Gather every line that includes the word "this", please.

_Entries with page source code_:
— START —
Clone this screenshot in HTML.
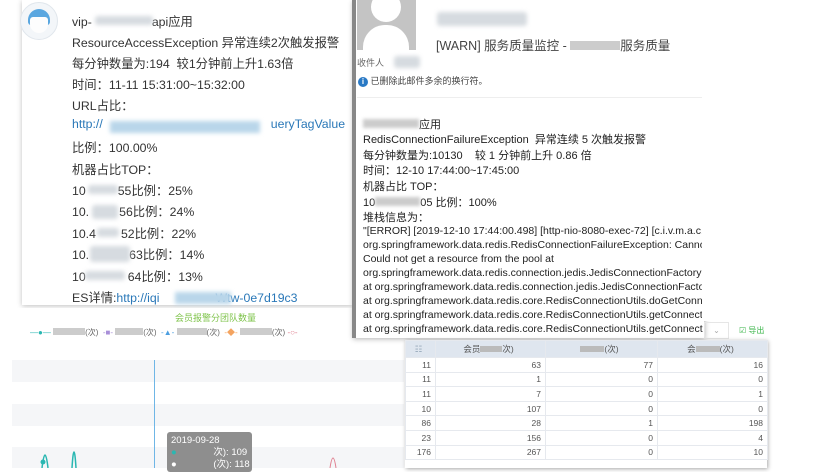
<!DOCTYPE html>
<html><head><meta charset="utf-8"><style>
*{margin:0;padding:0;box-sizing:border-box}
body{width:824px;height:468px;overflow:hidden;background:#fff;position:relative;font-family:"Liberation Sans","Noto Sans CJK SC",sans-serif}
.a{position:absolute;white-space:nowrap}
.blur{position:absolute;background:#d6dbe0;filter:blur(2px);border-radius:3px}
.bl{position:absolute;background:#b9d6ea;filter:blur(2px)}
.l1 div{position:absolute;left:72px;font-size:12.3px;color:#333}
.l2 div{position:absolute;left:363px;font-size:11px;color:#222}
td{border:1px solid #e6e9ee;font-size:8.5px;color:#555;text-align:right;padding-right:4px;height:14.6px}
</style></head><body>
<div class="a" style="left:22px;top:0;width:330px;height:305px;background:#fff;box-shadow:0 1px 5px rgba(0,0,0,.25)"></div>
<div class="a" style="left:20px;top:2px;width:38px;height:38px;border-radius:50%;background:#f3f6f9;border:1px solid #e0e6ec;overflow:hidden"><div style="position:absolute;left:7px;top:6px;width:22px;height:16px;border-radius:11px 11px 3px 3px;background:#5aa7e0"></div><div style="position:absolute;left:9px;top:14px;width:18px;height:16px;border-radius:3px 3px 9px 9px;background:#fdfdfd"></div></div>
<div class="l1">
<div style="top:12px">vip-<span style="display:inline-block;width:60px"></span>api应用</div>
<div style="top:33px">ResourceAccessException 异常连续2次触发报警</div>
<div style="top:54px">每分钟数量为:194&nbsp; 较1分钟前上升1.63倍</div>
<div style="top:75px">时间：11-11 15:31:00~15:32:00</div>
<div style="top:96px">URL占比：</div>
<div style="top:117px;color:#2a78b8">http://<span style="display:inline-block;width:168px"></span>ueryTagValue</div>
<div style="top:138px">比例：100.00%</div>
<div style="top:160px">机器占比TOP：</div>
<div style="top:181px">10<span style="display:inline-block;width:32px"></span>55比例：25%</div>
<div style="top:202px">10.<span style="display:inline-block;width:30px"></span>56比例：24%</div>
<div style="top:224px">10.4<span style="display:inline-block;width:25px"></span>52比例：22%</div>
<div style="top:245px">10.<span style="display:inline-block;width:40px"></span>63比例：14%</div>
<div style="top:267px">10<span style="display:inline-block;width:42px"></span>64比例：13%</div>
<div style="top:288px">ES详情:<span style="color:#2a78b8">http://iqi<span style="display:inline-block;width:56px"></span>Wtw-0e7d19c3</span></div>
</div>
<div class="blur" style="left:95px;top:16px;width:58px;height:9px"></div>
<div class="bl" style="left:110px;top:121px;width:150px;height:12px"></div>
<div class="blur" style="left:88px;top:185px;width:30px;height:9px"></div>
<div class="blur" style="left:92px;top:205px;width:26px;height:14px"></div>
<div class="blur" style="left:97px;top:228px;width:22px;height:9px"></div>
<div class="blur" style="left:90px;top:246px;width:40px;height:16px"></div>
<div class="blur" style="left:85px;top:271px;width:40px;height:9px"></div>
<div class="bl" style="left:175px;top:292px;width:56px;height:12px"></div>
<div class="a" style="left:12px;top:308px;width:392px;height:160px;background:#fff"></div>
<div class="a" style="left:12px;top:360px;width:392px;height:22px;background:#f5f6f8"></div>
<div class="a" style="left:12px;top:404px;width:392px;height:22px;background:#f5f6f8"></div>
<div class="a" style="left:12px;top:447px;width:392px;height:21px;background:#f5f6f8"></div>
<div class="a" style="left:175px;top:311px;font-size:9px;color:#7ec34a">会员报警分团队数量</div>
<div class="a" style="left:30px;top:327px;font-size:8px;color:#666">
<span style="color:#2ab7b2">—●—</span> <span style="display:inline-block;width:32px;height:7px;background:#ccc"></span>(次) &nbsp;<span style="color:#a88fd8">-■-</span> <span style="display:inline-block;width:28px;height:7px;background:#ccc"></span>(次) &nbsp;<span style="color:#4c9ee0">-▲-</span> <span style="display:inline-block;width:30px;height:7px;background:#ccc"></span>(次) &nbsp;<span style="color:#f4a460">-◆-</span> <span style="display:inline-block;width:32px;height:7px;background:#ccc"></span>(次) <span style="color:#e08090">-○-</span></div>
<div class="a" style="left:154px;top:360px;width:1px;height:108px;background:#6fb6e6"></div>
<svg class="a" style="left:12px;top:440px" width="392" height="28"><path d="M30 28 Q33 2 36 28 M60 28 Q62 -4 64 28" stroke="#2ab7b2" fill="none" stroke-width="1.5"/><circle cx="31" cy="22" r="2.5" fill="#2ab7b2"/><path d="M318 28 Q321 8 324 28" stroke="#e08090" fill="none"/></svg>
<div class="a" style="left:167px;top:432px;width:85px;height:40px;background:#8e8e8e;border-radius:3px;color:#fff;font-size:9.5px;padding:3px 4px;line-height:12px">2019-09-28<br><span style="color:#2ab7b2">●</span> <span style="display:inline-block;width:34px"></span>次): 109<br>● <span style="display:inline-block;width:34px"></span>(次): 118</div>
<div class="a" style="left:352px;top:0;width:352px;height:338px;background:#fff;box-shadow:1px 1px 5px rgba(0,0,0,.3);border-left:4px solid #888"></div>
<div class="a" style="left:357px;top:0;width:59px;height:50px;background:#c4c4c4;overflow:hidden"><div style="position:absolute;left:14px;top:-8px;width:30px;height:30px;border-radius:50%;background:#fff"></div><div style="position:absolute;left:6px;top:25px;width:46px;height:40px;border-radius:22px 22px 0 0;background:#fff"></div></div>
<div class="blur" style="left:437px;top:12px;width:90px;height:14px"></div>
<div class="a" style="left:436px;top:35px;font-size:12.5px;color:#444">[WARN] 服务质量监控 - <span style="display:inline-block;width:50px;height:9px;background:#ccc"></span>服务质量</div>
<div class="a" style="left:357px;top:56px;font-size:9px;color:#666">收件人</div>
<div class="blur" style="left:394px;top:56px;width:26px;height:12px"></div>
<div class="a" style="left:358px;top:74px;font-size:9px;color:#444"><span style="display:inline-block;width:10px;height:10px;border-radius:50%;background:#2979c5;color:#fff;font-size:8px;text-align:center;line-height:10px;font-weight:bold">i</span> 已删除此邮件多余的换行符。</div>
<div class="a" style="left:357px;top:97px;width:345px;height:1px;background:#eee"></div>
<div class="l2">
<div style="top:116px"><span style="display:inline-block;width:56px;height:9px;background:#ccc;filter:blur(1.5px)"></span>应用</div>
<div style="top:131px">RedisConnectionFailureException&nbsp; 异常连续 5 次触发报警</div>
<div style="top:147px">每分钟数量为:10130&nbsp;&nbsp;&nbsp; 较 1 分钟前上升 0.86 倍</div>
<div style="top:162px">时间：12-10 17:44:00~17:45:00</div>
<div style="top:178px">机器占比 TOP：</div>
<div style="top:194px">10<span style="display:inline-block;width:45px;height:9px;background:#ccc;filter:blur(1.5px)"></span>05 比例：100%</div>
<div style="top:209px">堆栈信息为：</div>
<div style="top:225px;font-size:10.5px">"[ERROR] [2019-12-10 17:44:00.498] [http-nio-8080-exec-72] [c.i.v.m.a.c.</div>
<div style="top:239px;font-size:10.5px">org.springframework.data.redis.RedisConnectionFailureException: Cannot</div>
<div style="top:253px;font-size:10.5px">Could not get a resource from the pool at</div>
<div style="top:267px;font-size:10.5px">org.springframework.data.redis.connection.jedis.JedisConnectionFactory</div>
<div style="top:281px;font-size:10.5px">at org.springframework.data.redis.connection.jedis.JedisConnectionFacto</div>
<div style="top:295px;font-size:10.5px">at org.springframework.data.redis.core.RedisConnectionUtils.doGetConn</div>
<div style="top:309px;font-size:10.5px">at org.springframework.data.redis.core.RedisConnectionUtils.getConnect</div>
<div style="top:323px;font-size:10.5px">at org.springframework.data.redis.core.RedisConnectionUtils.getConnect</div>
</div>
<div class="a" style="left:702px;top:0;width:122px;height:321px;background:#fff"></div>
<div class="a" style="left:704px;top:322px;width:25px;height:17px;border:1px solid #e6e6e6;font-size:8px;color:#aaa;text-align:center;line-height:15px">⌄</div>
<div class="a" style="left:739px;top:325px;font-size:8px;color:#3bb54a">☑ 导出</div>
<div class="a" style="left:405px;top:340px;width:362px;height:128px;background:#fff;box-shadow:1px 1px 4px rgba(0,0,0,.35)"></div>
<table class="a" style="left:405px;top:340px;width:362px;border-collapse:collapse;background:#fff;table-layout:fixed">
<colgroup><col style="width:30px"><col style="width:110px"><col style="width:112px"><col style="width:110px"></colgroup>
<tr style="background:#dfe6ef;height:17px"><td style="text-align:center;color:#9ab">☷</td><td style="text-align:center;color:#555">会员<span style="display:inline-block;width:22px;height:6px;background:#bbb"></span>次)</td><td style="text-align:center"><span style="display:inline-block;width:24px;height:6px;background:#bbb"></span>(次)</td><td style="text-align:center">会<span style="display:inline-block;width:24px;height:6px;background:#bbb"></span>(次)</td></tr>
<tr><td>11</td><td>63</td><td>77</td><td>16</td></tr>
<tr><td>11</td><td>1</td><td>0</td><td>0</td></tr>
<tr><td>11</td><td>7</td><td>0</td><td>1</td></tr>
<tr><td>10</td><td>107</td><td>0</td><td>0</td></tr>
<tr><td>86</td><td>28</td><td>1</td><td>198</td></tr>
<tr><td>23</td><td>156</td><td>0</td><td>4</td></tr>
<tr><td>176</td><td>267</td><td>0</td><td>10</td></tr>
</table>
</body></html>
— END —
— START —
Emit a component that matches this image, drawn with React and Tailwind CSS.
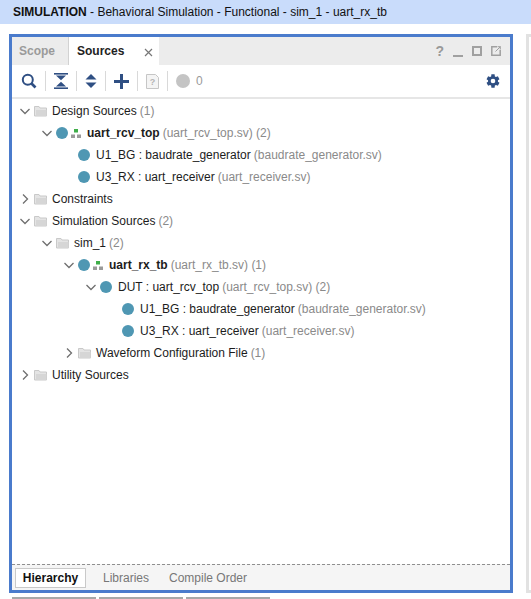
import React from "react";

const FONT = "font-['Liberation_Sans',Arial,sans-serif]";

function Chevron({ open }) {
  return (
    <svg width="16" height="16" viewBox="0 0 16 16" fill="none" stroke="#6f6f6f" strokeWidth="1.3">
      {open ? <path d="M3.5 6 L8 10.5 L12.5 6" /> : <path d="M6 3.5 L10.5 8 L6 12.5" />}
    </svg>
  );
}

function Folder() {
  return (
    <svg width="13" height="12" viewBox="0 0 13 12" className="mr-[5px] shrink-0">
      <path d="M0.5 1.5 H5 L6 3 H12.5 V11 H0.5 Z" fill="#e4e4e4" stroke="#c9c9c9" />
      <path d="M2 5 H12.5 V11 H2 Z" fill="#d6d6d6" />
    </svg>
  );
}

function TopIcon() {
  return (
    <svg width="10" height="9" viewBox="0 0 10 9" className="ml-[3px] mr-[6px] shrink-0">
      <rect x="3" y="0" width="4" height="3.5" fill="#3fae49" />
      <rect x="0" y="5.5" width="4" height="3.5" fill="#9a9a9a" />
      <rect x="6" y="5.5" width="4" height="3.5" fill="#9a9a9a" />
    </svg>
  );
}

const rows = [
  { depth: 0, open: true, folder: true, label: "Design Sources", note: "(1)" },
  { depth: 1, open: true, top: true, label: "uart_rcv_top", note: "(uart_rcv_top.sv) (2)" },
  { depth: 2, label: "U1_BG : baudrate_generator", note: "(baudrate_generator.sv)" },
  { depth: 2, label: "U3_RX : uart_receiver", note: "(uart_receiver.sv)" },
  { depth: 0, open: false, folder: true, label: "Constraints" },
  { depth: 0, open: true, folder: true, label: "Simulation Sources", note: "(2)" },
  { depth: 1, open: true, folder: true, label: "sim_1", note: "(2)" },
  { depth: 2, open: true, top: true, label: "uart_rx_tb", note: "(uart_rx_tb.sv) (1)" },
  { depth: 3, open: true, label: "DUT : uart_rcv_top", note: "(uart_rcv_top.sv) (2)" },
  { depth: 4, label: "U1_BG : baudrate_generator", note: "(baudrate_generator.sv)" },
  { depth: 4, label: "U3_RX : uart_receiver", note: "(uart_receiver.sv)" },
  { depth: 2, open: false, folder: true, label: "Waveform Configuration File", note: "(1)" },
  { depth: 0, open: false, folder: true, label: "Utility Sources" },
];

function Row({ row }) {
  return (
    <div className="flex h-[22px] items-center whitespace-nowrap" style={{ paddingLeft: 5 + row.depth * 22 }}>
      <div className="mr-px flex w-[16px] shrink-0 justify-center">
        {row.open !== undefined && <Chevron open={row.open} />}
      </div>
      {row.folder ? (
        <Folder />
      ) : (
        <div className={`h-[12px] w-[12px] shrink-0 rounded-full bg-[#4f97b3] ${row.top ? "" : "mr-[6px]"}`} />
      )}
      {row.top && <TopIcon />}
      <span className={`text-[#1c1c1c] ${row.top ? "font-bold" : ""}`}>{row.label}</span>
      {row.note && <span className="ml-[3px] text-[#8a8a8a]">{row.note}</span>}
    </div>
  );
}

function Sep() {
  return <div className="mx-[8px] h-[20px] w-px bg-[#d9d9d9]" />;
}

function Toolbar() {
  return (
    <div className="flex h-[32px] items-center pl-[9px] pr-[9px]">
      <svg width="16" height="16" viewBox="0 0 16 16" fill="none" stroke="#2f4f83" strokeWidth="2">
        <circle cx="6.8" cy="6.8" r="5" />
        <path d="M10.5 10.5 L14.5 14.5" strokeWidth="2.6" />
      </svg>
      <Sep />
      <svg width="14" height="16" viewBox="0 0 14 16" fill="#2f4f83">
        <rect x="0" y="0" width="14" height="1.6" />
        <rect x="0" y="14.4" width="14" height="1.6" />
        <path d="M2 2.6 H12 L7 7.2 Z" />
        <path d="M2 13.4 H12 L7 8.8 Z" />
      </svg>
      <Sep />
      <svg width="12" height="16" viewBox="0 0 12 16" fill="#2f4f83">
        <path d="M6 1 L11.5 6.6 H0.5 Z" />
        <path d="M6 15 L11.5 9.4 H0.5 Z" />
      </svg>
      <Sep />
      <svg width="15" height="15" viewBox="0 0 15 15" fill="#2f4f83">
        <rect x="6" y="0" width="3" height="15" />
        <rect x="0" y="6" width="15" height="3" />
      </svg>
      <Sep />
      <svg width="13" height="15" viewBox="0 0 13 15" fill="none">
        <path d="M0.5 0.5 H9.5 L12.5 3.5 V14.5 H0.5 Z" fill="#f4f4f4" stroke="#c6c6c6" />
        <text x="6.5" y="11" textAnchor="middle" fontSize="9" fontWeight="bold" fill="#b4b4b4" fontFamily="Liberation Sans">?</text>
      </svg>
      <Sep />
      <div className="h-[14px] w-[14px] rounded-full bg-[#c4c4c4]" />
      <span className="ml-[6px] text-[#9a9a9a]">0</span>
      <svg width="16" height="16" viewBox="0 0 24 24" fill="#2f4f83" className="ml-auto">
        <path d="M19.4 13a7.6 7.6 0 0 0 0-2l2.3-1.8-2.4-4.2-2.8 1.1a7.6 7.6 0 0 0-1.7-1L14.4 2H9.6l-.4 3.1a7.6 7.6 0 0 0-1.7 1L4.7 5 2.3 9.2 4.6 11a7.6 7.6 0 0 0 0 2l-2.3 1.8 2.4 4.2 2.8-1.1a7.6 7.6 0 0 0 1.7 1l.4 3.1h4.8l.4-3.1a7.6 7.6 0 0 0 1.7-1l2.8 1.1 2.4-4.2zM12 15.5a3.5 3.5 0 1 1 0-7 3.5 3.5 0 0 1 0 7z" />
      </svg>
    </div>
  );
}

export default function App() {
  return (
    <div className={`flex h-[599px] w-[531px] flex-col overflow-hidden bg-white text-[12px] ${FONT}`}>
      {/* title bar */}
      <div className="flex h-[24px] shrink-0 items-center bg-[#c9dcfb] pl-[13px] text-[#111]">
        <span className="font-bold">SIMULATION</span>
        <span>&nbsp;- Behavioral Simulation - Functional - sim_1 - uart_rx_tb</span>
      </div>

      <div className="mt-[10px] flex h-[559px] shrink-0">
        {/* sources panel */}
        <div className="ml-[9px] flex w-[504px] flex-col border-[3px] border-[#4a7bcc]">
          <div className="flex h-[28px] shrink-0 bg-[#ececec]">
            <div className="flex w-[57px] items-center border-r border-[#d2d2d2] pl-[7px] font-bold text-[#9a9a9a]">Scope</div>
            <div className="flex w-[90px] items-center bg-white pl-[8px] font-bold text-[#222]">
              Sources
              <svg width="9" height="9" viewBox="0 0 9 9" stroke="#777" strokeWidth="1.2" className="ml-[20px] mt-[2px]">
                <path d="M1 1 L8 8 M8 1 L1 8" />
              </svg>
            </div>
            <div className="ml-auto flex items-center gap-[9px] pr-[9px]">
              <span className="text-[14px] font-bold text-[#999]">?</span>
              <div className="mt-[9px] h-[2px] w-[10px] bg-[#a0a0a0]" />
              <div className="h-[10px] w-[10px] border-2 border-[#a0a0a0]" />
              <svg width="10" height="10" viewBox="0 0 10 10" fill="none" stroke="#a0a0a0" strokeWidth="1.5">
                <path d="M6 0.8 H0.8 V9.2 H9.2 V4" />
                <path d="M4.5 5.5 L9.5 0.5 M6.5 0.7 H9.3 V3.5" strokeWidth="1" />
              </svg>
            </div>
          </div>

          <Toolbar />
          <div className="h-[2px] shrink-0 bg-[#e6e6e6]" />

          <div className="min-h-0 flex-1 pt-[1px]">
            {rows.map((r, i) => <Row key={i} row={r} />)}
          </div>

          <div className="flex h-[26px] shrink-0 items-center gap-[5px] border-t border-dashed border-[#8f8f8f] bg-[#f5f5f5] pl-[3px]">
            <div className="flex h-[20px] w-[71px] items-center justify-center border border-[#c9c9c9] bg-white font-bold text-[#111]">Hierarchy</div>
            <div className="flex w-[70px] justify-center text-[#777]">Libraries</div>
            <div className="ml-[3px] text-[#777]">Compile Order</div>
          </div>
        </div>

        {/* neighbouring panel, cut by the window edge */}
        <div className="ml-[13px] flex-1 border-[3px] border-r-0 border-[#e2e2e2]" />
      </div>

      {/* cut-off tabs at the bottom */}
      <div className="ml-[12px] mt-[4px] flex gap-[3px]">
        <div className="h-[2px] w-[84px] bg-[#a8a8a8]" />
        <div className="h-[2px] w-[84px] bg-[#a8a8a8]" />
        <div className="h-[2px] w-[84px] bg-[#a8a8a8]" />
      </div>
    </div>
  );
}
— END —
_OUTPUT BELOW_:
Clone this screenshot in HTML.
Emit a component that matches this image, drawn with React and Tailwind CSS.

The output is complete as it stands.